- [Exercise task] Copy out all the lines where "this" shows up.

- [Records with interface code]
┌──
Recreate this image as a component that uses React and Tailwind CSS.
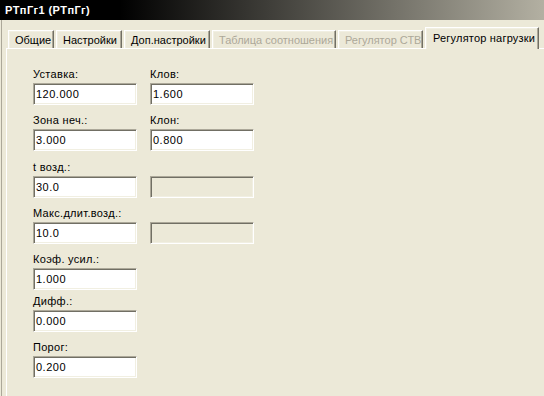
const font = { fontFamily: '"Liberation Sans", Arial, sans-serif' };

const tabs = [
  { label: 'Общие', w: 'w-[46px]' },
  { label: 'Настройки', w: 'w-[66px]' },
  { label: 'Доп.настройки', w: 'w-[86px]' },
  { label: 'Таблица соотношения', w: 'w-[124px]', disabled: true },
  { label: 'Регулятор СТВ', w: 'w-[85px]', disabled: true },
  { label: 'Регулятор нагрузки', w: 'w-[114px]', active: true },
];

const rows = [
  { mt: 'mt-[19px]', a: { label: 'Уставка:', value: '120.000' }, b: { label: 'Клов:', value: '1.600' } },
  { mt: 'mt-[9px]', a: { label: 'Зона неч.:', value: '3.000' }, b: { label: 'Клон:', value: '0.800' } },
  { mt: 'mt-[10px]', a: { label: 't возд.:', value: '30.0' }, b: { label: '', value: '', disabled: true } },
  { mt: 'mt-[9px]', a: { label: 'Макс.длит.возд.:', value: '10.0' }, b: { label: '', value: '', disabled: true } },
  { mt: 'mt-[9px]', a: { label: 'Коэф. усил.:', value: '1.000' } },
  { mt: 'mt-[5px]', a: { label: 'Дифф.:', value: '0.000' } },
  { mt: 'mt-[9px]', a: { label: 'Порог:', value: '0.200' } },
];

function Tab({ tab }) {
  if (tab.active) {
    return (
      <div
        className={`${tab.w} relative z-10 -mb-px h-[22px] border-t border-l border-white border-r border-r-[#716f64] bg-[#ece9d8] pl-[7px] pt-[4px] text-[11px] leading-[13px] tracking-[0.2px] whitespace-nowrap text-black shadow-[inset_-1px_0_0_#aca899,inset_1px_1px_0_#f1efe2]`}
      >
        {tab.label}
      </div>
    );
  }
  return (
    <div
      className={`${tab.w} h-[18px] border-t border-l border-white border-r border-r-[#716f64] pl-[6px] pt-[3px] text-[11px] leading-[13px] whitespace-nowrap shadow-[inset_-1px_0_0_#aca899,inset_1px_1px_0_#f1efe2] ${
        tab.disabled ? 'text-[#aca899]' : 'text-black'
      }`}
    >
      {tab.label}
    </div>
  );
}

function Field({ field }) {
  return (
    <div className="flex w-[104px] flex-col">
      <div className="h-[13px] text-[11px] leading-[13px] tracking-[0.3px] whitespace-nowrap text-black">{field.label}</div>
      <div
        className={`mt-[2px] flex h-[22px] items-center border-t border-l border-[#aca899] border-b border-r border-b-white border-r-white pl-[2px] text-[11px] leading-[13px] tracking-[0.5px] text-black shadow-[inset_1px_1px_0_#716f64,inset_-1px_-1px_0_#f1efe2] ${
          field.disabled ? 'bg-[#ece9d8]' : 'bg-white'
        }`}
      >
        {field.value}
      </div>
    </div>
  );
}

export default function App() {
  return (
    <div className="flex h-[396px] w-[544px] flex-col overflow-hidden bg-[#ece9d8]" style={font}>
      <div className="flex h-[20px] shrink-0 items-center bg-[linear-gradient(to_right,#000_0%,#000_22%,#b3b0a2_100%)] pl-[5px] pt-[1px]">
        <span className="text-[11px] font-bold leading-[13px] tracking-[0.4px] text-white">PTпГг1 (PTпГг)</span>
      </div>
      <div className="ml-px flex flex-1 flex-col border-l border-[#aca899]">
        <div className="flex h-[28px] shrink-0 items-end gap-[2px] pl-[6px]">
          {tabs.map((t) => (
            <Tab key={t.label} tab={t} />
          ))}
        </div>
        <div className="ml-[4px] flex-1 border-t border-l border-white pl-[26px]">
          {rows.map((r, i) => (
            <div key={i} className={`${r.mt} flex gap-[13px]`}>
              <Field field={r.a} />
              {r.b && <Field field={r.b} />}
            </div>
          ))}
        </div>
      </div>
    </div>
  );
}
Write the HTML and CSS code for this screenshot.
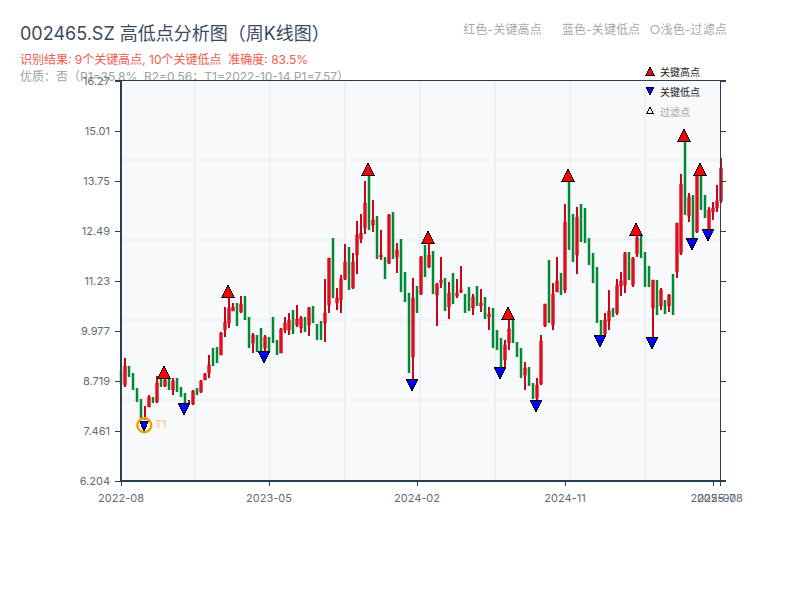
└──
- [Solution below]
Recreate this image as a component that uses React and Tailwind CSS.
Write the HTML and CSS code for this screenshot.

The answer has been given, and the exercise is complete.